Notizie di violenza nei confronti delle donne sono oramai all’ordine del giorno.
La violenza di genere, che trova il suo culmine nell’uccisione della donna, è oggetto di considerazioni sociali e politiche nonché di un’attenta analisi psicologica. Nella maggior parte dei casi il cosiddetto femminicidio si presenta come l’ultimo atto di una serie di violenze di tipo economico, psicologico e fisico, talvolta denunciate, altre taciute e occultate.
Da un punto di vista sociale e politico, la causa di queste violenze viene individuata nella tendenza del maschio a considerare la donna una sua proprietà ed al conseguente rifiuto di riconoscerle il diritto di affermarsi come individuo indipendente. Questo perché esiste in realtà un forte scollamento tra la rappresentazione mentale della donna e il ruolo che ella va assumendo nella società. La ragione per cui il fenomeno è in crescita risiede nel fatto che si sta assistendo a un momento di grande mutamento dell’identità femminile, che va sempre più verso l’emancipazione e la libertà, cosa che suscita nell’uomo un vissuto di minaccia del proprio dominio sessista e della propria virilità.
Da un punto di vista psicologico, ogni volta che un uomo diventa violento sta reagendo in maniera inadeguata a un senso di impotenza e fragilità che gli risulta inaccettabile. Un sentimento di umiliazione che deve a tutti i costi controllare. Spesso si tratta di uomini cresciuti in contesti di maltrattamento e umiliazione. Hanno subito o assistito violenze familiari e in condizioni di stress tendono a riprodurre quei comportamenti. Vi è un’importante incidenza anche di eventuali disturbi di personalità, come impulsività psicopatologica, antisocialità, personalità borderline.
D’altro canto anche alla donna che non riesce ad uscire da una relazione violenta o a denunciare, a fuggire e a proteggersi da uomini violenti, che non si mostra in grado di leggere evidenti segnali, va dedicata un’analisi psicologica. Generalmente è una donna con tendenza a sviluppare relazioni dipendenti, che vive in maniera ambivalente la condizione di emancipazione, come se per certi versi non si sentisse pienamente legittimata ad evolversi dal maschio. Accompagna questo vissuto con inconsci sensi di colpa che le fanno sentire quasi come meritate le violente rimostranze del maschio. Talvolta è essa stessa reduce da contesti familiari in cui violenza, gelosia e possesso sono confusi e identificati con sentimenti di amore.

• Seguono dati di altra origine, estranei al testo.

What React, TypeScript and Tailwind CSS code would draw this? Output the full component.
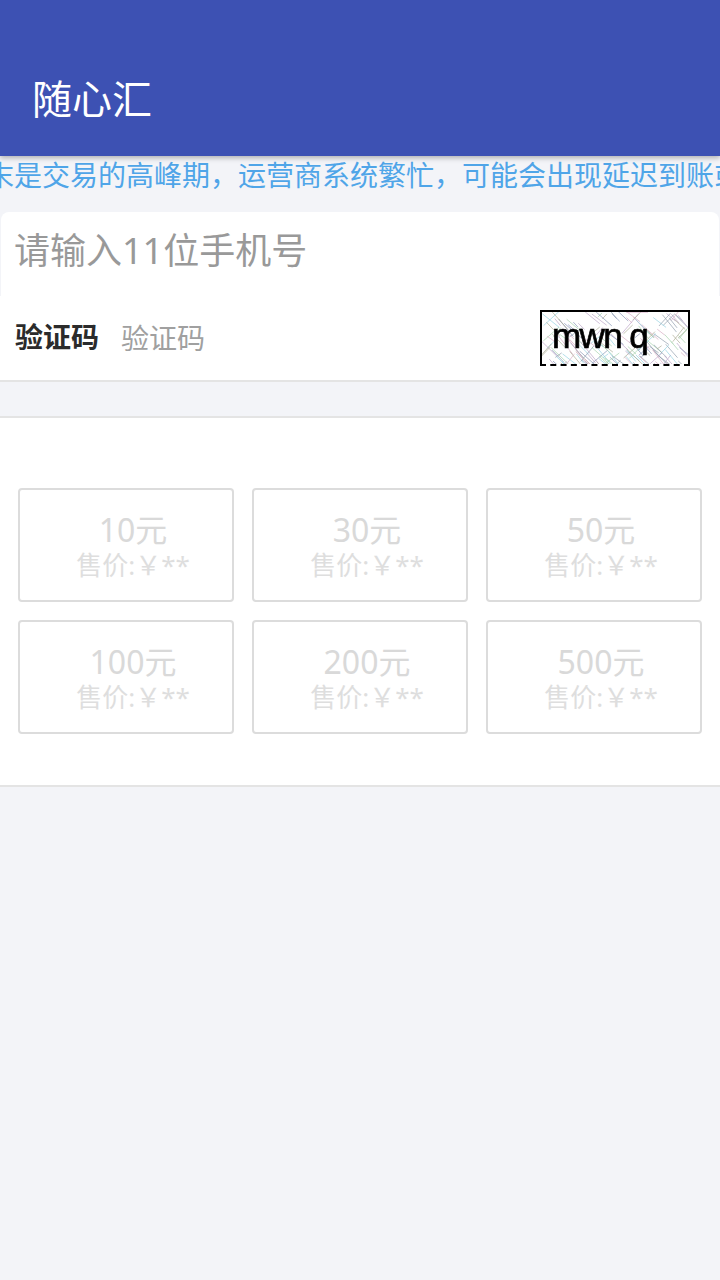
const FONT = "font-['Noto_Sans','Noto_Sans_CJK_SC',sans-serif]";

const items = ["10元", "30元", "50元", "100元", "200元", "500元"];

const COLORS = ["#8a98a8", "#b9a0c4", "#9fcfa8", "#8fd0e0", "#d6a8c0", "#a8a88f", "#7f8fb0"];

function noiseLines() {
  const out: { x1: number; y1: number; x2: number; y2: number; c: string }[] = [];
  let s = 41;
  const r = (n: number) => {
    s = (s * 9301 + 49297) % 233280;
    return (s / 233280) * n;
  };
  for (let i = 0; i < 170; i++) {
    const x1 = r(150);
    const y1 = r(56);
    const dir = r(1) < 0.25 ? -1 : 1;
    const len = 4 + r(14);
    out.push({ x1, y1, x2: x1 + len * dir, y2: y1 + len * (0.7 + r(0.6)), c: COLORS[i % COLORS.length] });
  }
  return out;
}

function Captcha() {
  return (
    <div className="relative w-[150px] h-[56px] border-2 border-black [border-bottom-style:dashed] bg-white overflow-hidden">
      <svg className="absolute -left-[2px] -top-[2px]" width="150" height="56" viewBox="0 0 150 56" fill="none">
        {noiseLines().map((l, i) => (
          <line key={i} x1={l.x1} y1={l.y1} x2={l.x2} y2={l.y2} stroke={l.c} strokeWidth="1" opacity="0.65" />
        ))}
        <path d="M48 0 L66 0 M86 1 L108 1" stroke="#d8a8c8" strokeWidth="3" />
      </svg>
      <span className="absolute left-[10px] top-[4px] text-[35px] leading-[40px] tracking-[-1.6px] text-black [-webkit-text-stroke:0.7px_black] blur-[0.4px] font-['Liberation_Sans',sans-serif] whitespace-pre">
        mwn q
      </span>
    </div>
  );
}

function Card({ label }: { label: string }) {
  return (
    <div className="h-[114px] border-2 border-[#dcdcdc] rounded-[4px] flex flex-col items-center pl-[14px] pt-[21px]">
      <span className="text-[32px] leading-[38px] text-[#d9d9d9]">{label}</span>
      <span className="text-[26px] leading-[32px] text-[#dedede] whitespace-nowrap">售价:￥**</span>
    </div>
  );
}

export default function App() {
  return (
    <div className={`${FONT} min-h-[1280px] bg-[#f3f4f8] overflow-hidden`}>
      <header className="h-[156px] bg-[#3d51b3] shadow-[0_2px_5px_rgba(0,0,0,0.28)] flex items-end pl-[32px] pb-[32px] relative">
        <h1 className="text-[40px] leading-[50px] text-white">随心汇</h1>
      </header>

      <div className="h-[56px] overflow-hidden whitespace-nowrap text-[28px] leading-[36px] text-[#4fa5e8] pt-[1px]">
        <p className="ml-[-14px]">末是交易的高峰期，运营商系统繁忙，可能会出现延迟到账或</p>
      </div>

      <div className="h-[84px] mx-[1px] bg-white rounded-t-[8px] flex items-center pl-[13px] pb-[6px] text-[36px] text-[#999999]">
        请输入11位手机号
      </div>

      <div className="h-[86px] bg-white border-b-2 border-[#e4e4e4] flex items-center justify-between pl-[15px] pr-[30px]">
        <div className="flex items-center">
          <span className="text-[28px] font-bold text-[#2b2b2b] w-[106px] pb-[2px]">验证码</span>
          <span className="text-[28px] text-[#a0a0a0]">验证码</span>
        </div>
        <Captcha />
      </div>

      <section className="mt-[34px] h-[371px] bg-white border-y-2 border-[#e4e4e4] px-[18px] pt-[70px]">
        <div className="grid grid-cols-3 gap-[18px]">
          {items.map((label) => (
            <Card key={label} label={label} />
          ))}
        </div>
      </section>
    </div>
  );
}
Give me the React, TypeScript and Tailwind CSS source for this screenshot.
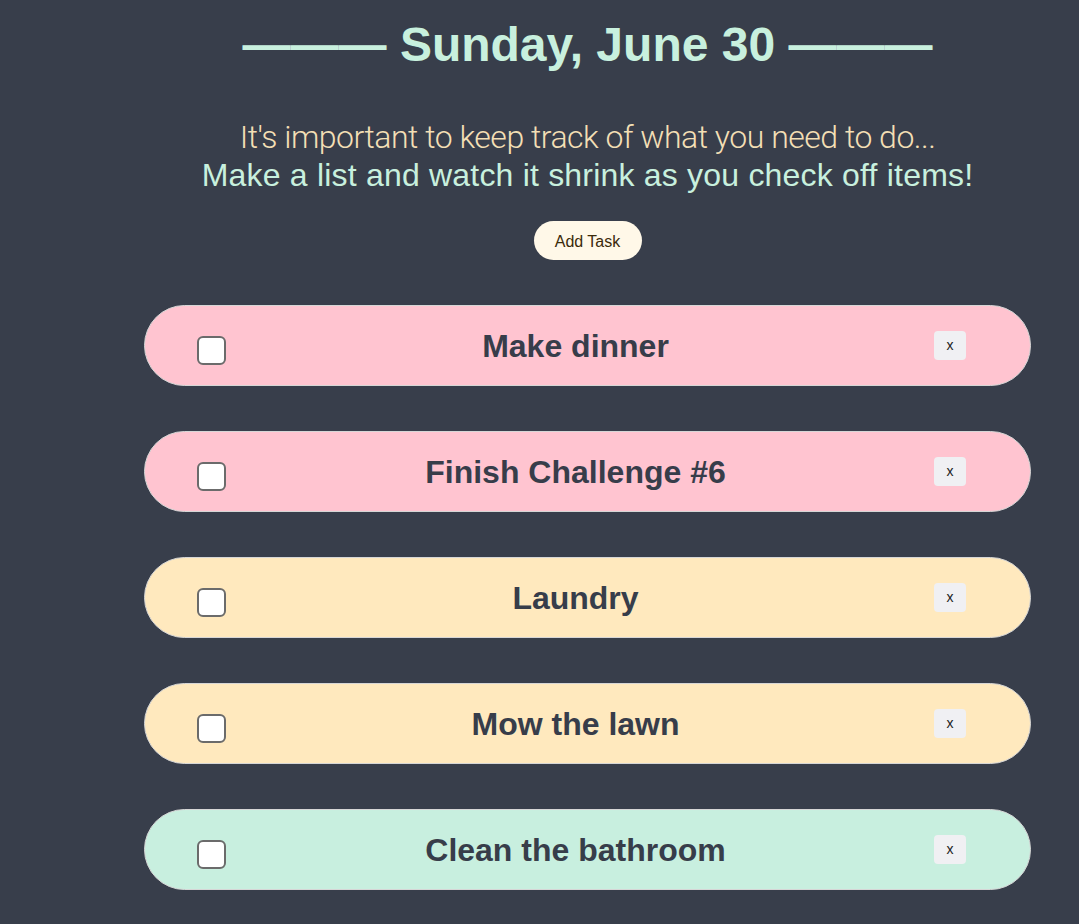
import React from "react";

const tasks = [
  { text: "Make dinner", bg: "bg-[#ffc4d0]" },
  { text: "Finish Challenge #6", bg: "bg-[#ffc4d0]" },
  { text: "Laundry", bg: "bg-[#ffe9be]" },
  { text: "Mow the lawn", bg: "bg-[#ffe9be]" },
  { text: "Clean the bathroom", bg: "bg-[#c8efdf]" },
];

export default function App() {
  return (
    <div
      className="min-h-screen bg-[#383e4b] pl-[96px] pb-[40px]"
      style={{ fontFamily: '"Liberation Sans", Arial, sans-serif' }}
    >
      <h1 className="pt-[21px] text-center text-[48px] font-bold leading-none text-[#c8f0de] whitespace-nowrap">
        ——— Sunday, June 30 ———
      </h1>
      <div className="mt-[49px] text-center text-[32px] leading-[38px] whitespace-nowrap">
        <p
          className="font-light tracking-[-0.5px] text-[#f3dfb5]"
          style={{ fontFamily: 'Roboto, "Liberation Sans", sans-serif' }}
        >
          It's important to keep track of what you need to do...
        </p>
        <p className="tracking-[0.2px] text-[#c8f0de]">
          Make a list and watch it shrink as you check off items!
        </p>
      </div>
      <div className="mt-[27px] flex justify-center">
        <button className="h-[39px] w-[108px] rounded-full bg-[#fff8e8] pt-[2px] text-[16px] text-[#3b2a0a]">
          Add Task
        </button>
      </div>
      <div className="mt-[45px] flex flex-col items-center gap-[45px]">
        {tasks.map((t) => (
          <div
            key={t.text}
            className={`flex h-[81px] w-[887px] items-center rounded-full border border-[#d6d6d6] pl-[52px] pr-[64px] ${t.bg}`}
          >
            <span className="mt-[10px] box-border block h-[29px] w-[29px] rounded-[6px] border-2 border-[#6b6b6b] bg-white" />
            <span className="mr-[9px] flex-1 text-center text-[32px] font-bold text-[#373d4a]">
              {t.text}
            </span>
            <button className="h-[29px] w-[32px] rounded-[4px] bg-[#f0f0f3] text-[14px] text-[#222]">
              x
            </button>
          </div>
        ))}
      </div>
    </div>
  );
}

In ogni essere umano convivono maschile e femminile, due dimensioni che hanno pari valore e dignità. Nell’uomo, l’uccisione della donna è in un certo senso anche l’uccisione del proprio femminile non accettato, la cui percezione risulta intollerabile, perché mina un’identità maschile che deve essere, per retaggio culturale o per bisogno psicologico, di superiorità, potenza e decisione.
Nulla di questa narrazione psicologica, che si aggiunge ad integrare quella politico sociale, offre giustificazioni alle dinamiche di violenza di genere. Essa tende solo a individuare alcune delle cause sottostanti le personalità e a tentare di fornire una migliore comprensione del fenomeno. Al di là dei complessi contenuti psichici che animano certi comportamenti, bisogna dire che a determinarli contribuiscono fortemente idee e convinzioni che scaturiscono dalla propria ideologia.
I sentimenti e gli istinti non sempre si adattano alle nuove libertà, poiché il dolore causato dall’abbandono, dalla gelosia, non sente ragioni. L’idea che la donna sia indipendente e autonoma, che non sia più oggetto di appartenenza e controllo maschile, è estremamente rivoluzionaria perché trasforma totalmente la tradizione, capovolge una tendenza viva da millenni cambiando completamente l’organizzazione del tessuto sociale. Ed è proprio il rifiuto di questo cambiamento a rappresentare il principale movente.
Vi è un intreccio di concause, dove lo psichico gioca la sua parte, le debolezze mescolate alle paure diventano micidiali, e nei soggetti vulnerabili generano aggressività.
Ma a dare il via libera ai comportamenti violenti è il sussistere di una cultura maschilista talmente radicata da non lasciare spazio ad alcuna esitazione ideologica.